Last week, my dogs, on leash, somehow treed a groundhog, who from thirty feet up nose-dived back to the ground once I dragged the dogs past. I watched the event with the rich pleasure of earth’s imagination. It felt creative just to see it. I may exploit it later in a poem, but it will be sort of like fracking—I’ll get some gas out, some small combustion, at the expense of the moment’s landscape. The not-writing writer in me gets the actual thing, the writing writer crushes it and wrings it out.

Which is, of course, with writing, all you can do; I know I’ve got to sit down some time. When I do write, it is anywhere in the house, usually at night once the kids have gone to bed. I’ll write for thirty or forty-five minutes on my old and unintentionally pink laptop, bedecked with torso-less princess stickers (gifts from my daughter), whose screen is half come off. But when the stove needs tending in the winter, or my chair gets too familiar, or a child wakes up sick, or my wife finishes sewing for the night, or a barred owl’s call marks the hour and a nearly full moon lays ghost snow down on the autumn ground, I’ll go back to the space and time for not writing I’m lucky enough to arrange my life around.

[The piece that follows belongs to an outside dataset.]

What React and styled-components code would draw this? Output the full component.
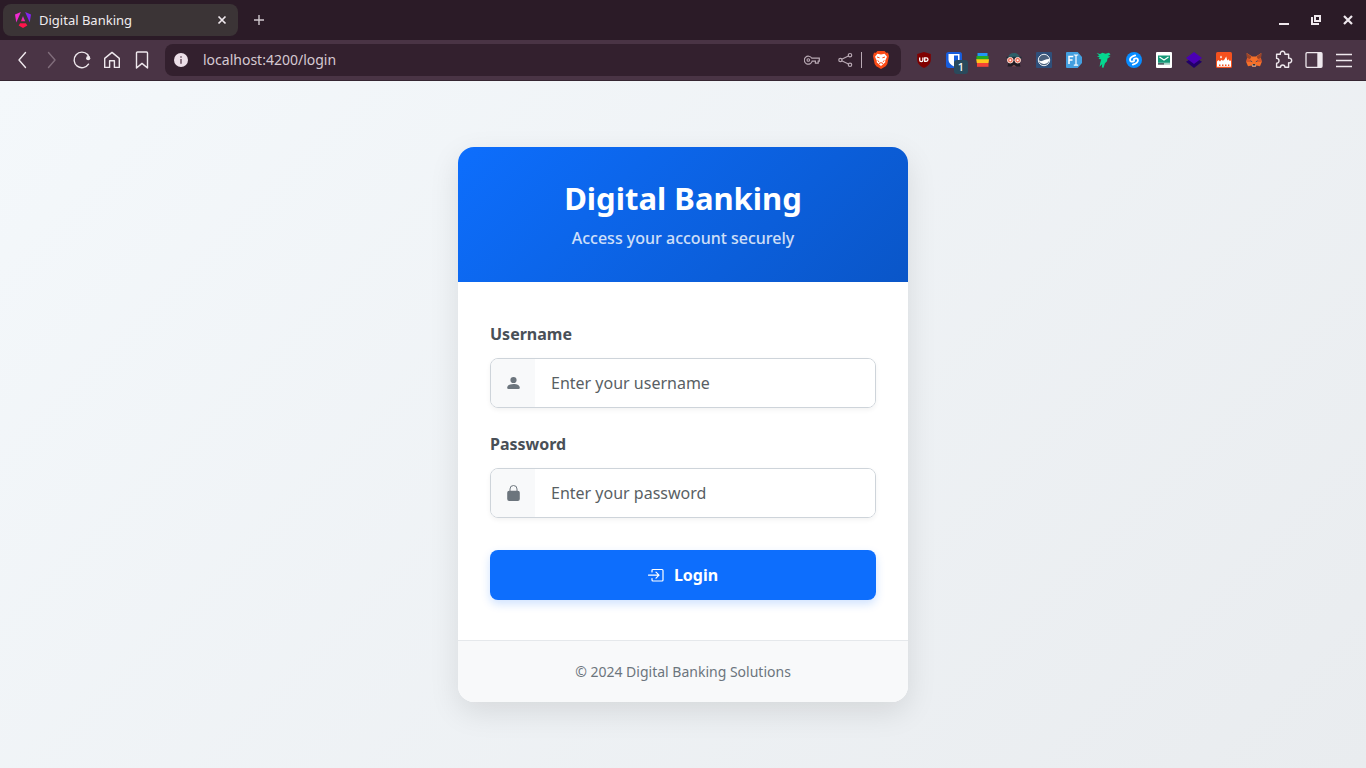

13 comments on “Not Writing

  1. DM says:

    Enjoyed this muse Bill. Mental work is definitely harder work for me than baling hay or digging a ditch. I hear the call for balance and priority loud and clear between the lines. DM


    • Bill says:

      Some days writing comes easy to me and other days it’s very difficult. One good thing about my life now is that there are never days when I have to write. I will admit that the detail work at the end of the project I’m working on now is tedious. But January is a great time to get it done.


  2. Beautifully expressed, thank you for sharing.


  3. He is one gifted writer. Thank you so much for sharing this … a beautiful reminder to stay present to what IS and then, as he says, find a way to write about it … if possible.


  4. Bill, some of my friends seem to think that I could be a writer but if I were to attempt to attain that status, writing would cease to be fun for me. My claim is that I am a blogger.

    What you describe about not writing for me is the time for information material gathering. It inspires my thoughts and gives me something to write about. In your case with a thesis, it’s purely academic for a goal. I struggled with that kind of writing in school and decided to stay away from it for practically 30 years. A short stab at trying to extend my Associated Degree into a four year degree found me in a creative writing class with a teacher that woke up those writing talents that lay dormant for so long. Still it wasn’t until about 10 years later that I could really explore and use those talents as blogging became popular. Real life as the quote so well describes has a way of stealing the quiet time needed to write.

    I don’t really intend to pursue a writing career but I just like to write at times. It just feels like there are times that I have to get something out in words on paper or digitally in today’s world.

    Have a great thesis writing day. May it be finished soon.


    • Bill says:

      Thanks Dave. I agree that there are days when it feels important to write. Other times, it doesn’t. As you say, it’s not fun if you don’t have the choice.

      Blogging scratches my itch most of the time.


  5. Planting Potatoes says:

    enlightening and true…I wonder how David must have felt when “pulled” away from what he loved dearly – worshiping God – in order to have to fight…seems to me he was a bit jealous of the time away from praising God and yet….the time spent in righteous battle was itself, inspiration for even more time spent in praising God! I am but a humble blogger…but I would rather be blogging than mowing the grass or shoveling snow any time! 🙂 God bless!


    • Bill says:

      I enjoy my blogging, but I enjoy being outside more. If only I could find a way to blog while doing chores. But I expect that after a little of that it would be pretty quiet around here.


      • Planting Potatoes says:

        just carry one of those miniature digital recorders with you while doing chores…then make notes of ideas…for later writing…truth be told…I feel kind of good being “needed” to do chores – like being useful! 🙂


  6. shoreacres says:

    I laughed aloud at those first lines, particularly about the “chair made from compressed book wrappers dredged from the Seine to go in the yurt purchased for solitude”. For years I’ve kept coming across people who are convinced that if they find the right pen, the perfect moleskin-covered journal, the right desk and lamp, the perfect schedule, the necessary solitude – then they will begin to write.

    Hemingway addressed the issue in a fairly colorful way when he asked, “What difference does it make if you live in a picturesque little outhouse surrounded by 300 feeble minded goats and your faithful dog? The question is: Can you write?”

    I understand the point he’s making, and think he makes it wonderfully well. Still, the times when I seem to be not-writing often are the times when I’m most engaged. The proportion of thinking-about-stuff to writing-down-stuff is about 80/20.

    Of course, that brings us right back to the wonderful nature of my work – utterly solitary, with plenty of quiet and repetitive tasks. People often ask me if I don’t get bored and I just laugh. How could I be bored? I’m thinking!


  7. EllaDee says:

    That fine balance to have and have not; to do and not do; to be and not be. It’s harder, and more valuable than it would seem if not considered well enough.